Israeli Criminal Proceedings Dataset
Oren Gazal-Ayal and Keren Weinshall-Margel "Israeli Criminal
Israeli Courts Research Division and Haifa University - The Center for the Study of Crime, Law and Society (May 2012)
Conviction and Acquittal Rates in Israel [in Hebrew]
The dataset presents descriptive information regarding indictments filed against 2,012 defendants
in criminal proceedings in magistrate and district courts. 236 variables were coded for each
indictment, and these include various characteristics of the indictment and of the defendant,
representation, the stages of the criminal proceeding, and the outcomes of the proceeding.
The data is based on a sample of 1,417 criminal cases from magistrate courts and 244 criminal cases from
district courts (acting as a court of first instance), which were resolved between May 2010 and May 2011.
These cases constitute about 3% of all "criminal cases" resolved during this period in magistrate courts and about
13% of all "criminal cases" and "severe criminal cases" resolved in district courts during this period.
The confidence level of the sample is above 95% and the sampling error is below 5%.
A stratified sampling method was used in order to ensure that the sample accurately and proportionally represented
the total population of criminal cases in Israeli courts. We first calculated the number of cases which needed to be
sampled from each court. We then randomly sampled, from each court, cases which were resolved during the examined period.
13 law students from Haifa University coded these cases after reading the indictments and defense documents, requests,
decisions and protocols of each case. A second tier of encoders randomly sampled over 10% of these cases for accuracy and
inner reliability, and found that the coding was consistent with an accuracy of over 90%.
Comparative Dataset of Legal Systems (2008 Data)
Keren Weinshall-Margel "Comparative Dataset of Legal
Israeli Courts Research Division (July 2011)
A Comparative Evaluation of Case Loads in Legal Systems [in Hebrew]
The dataset includes 37 quantifying variables referring to legal systems of 47 European countries;
Mediterranean countries; and all U.S. states. These variables include case loads in the legal system,
numbers of judges, lawyers and cases (standardized per 100,000 inhabitants), length of proceedings, and more.
For details regarding data sources and variable definitions, please refer to the ancillary document
"Definitions for the Comparative Dataset of Legal Systems".

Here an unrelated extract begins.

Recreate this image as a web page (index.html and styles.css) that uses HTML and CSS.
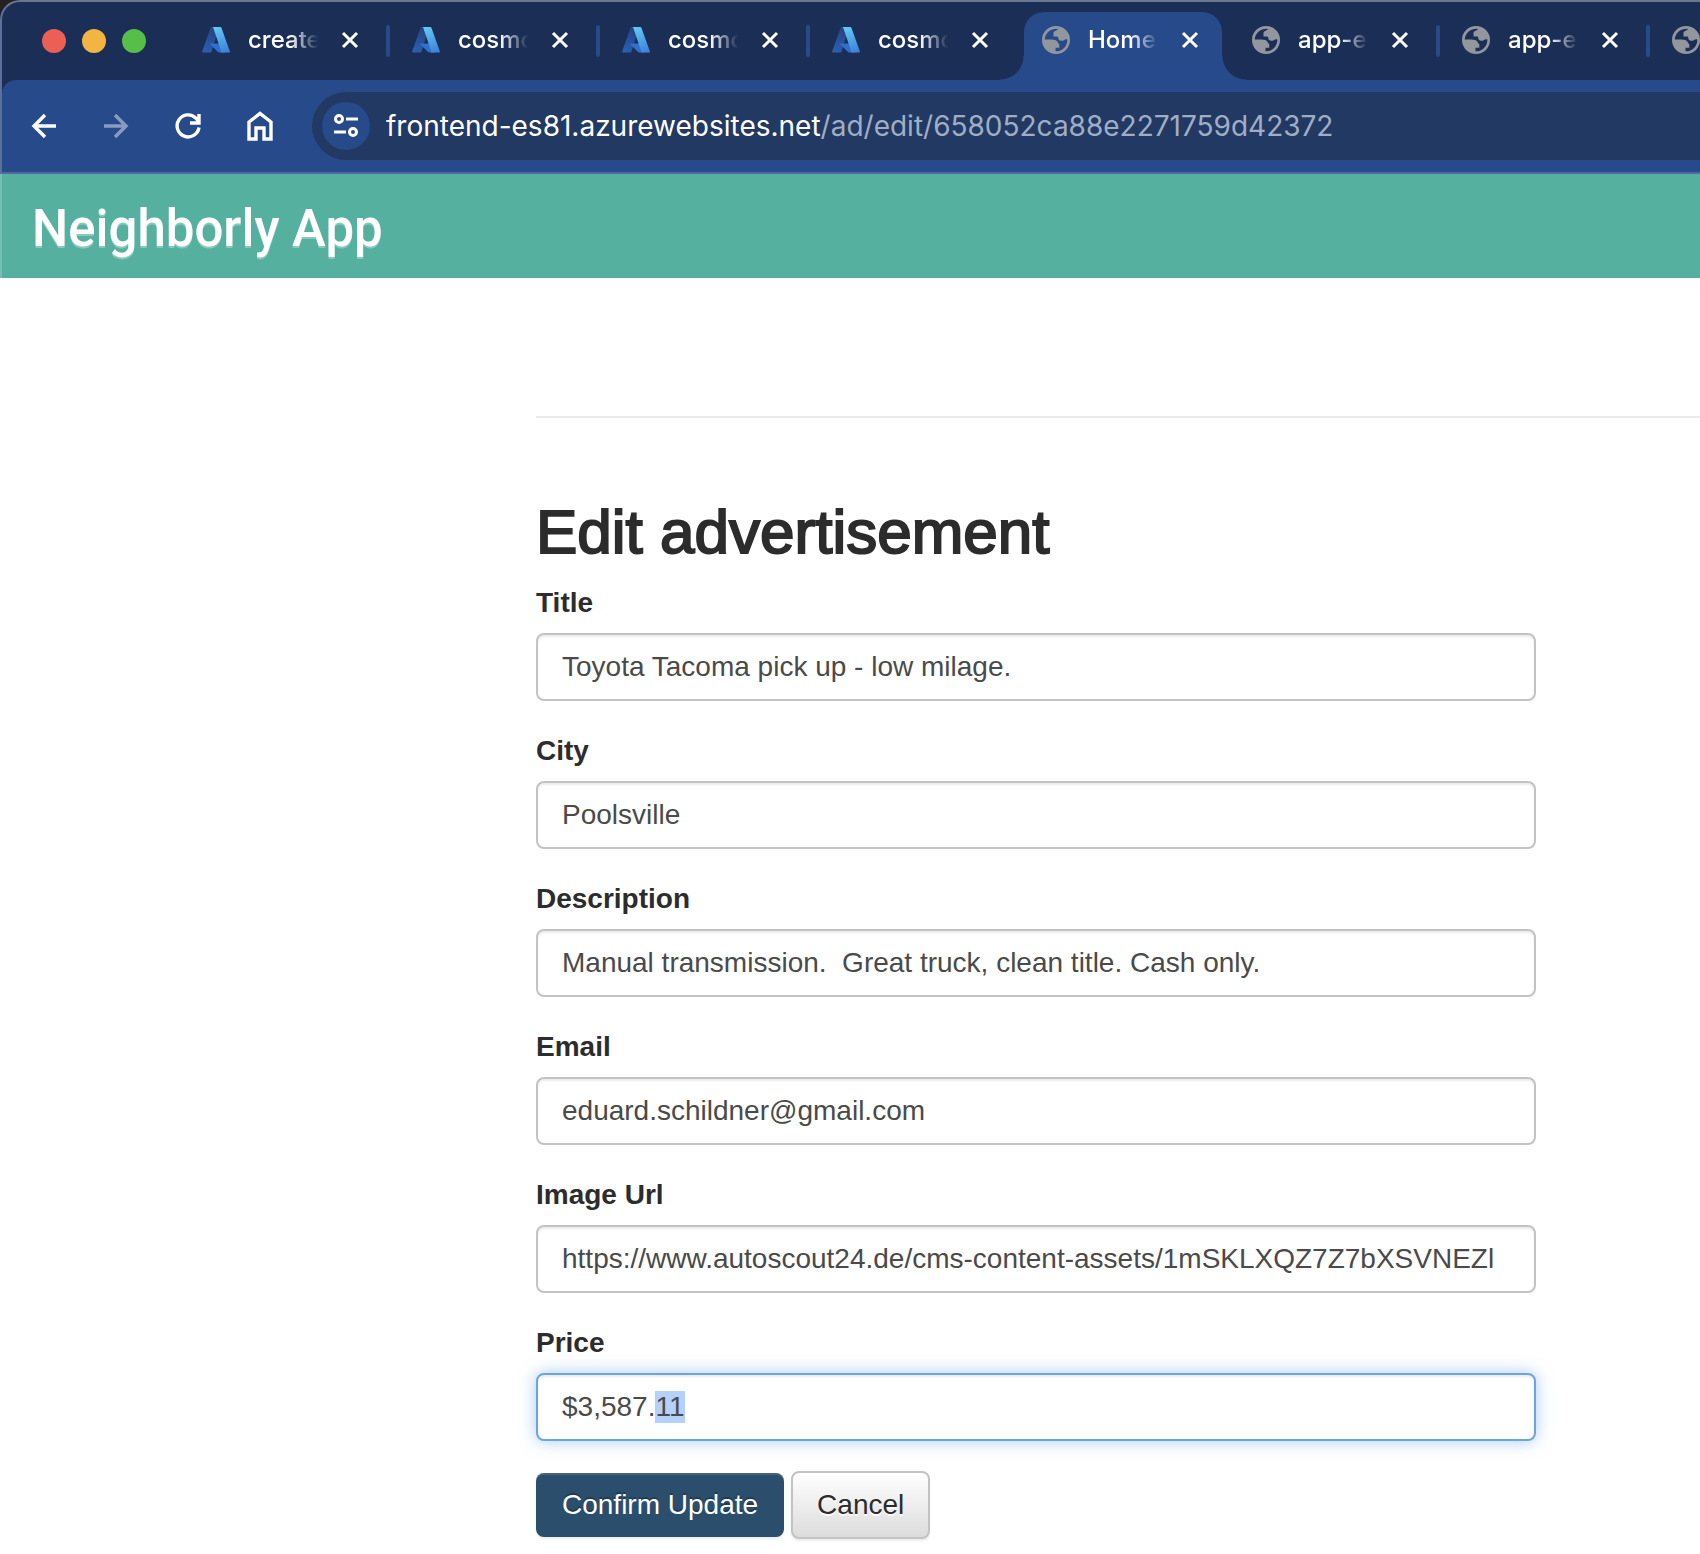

Judicial Workloads in Israel (Case Weights) Dataset
Keren Weinshall-Margel "Judicial Workloads in Israel
(Case Weights) Dataset"
Israeli Courts Research Division (June 2013)
Case Weights for the Assessment of Judicial Workloads in Israel
The case weights dataset provides information
regarding the average judicial workloads in 101
"case types" in magistrate courts, district courts,
and regional labor courts. A "case type" is defined
in accordance with the instance, the proceeding
type, and the procedure / categorization under which
the case is filed in the courts.
The dataset contains over 30 variables for each of the case types, among these,
the average amount of judicial time invested in preparation, in court hearings and in writing decisions.
Other variables include the average number of hearings and written motions; the probability for the case
to be resolved in a certain way (in a judgment on the merits, in a default judgment, in a consent judgment, etc.);
and data concerning the number of cases (incoming, resolved and pending).
The data required to establish the case weights (average event frequency and average event time)
was obtained using four individual research designs:
1. Delphi Method - We held five different "focus groups" of judges, using the Delphi method, in
order to obtain data regarding the average amount of judicial time invested in preparing for cases and in
writing decisions. All in all, 51 judges took part in these groups. These judges proportionally represented the
different instances (magistrate, district, and labor courts), regions, and areas of law as distributed in the Israeli courts.
2. Linear Regression Analysis - To compute the average length of hearings for
each case type, we used a regression analysis on the court calendars of all
the judges during 2010 (n=117,817 hearing days).
3. Representative Samples - We coded representative samples of cases from each
case type in order to obtain the distribution of case dispositions. The confidence
levels of the samples are above 95% and the sampling error is bellow 6%.
4. Court Databases - We used court data reports from the computerized court system
"Net Hamishpat" in order to obtain the average number of hearings and written motions
in each case type, as well as the number of incoming, resolved and pending cases.
Israeli Civil Proceedings Dataset
Keren Weinshall-Margel and Ifat Taraboulos "Israeli Civil Proceedings
Israeli Courts Research Division (April 2014)
Court Costs and Cost Shifting in Civil Proceedings in Israel
The dataset provides descriptive information regarding 2,000 civil proceeding cases in 10
magistrate and district courts (while acting as a court of first instance). 201 variables
were coded for each case. These variables cover a wide range of case characteristics and issues,
such as sought and granted remedies, temporary injunctions, requested and received court costs,
motions, hearings, witnesses and expert witnesses, and more.
The cases in the sample constitute approximately 2% of all civil proceeding cases
resolved between December 2008 and December 2011 in 10 courts: Four district courts:
Tel Aviv, Central, Jerusalem, and Be'er Sheva, Six magistrate courts: Haifa, Petah Tikva,
Herzliya, Tel-Aviv, Jerusalem and Be'er Sheva. The confidence level of the sample is above
95% and the sampling error is below 6%.
We used a stratified sampling method in order to ensure that the sample accurately
and proportionally represented the total population of first instance civil cases
in Israeli courts. We first chose the courts in the sample and calculated the representative
number of cases needed to be sampled from each court. We then randomly sampled, from each
court, cases which were resolved during the examined period.
The cases were coded by five law students, research assistants of the ICRD, after
reading the documents of each case: the pleadings, motions, decisions, opinions,
summations and hearing protocols. A second tier of encoders randomly sampled
approximately 10% of these cases for accuracy and inner reliability, and found
that the coding was consistent with an accuracy of over 90%.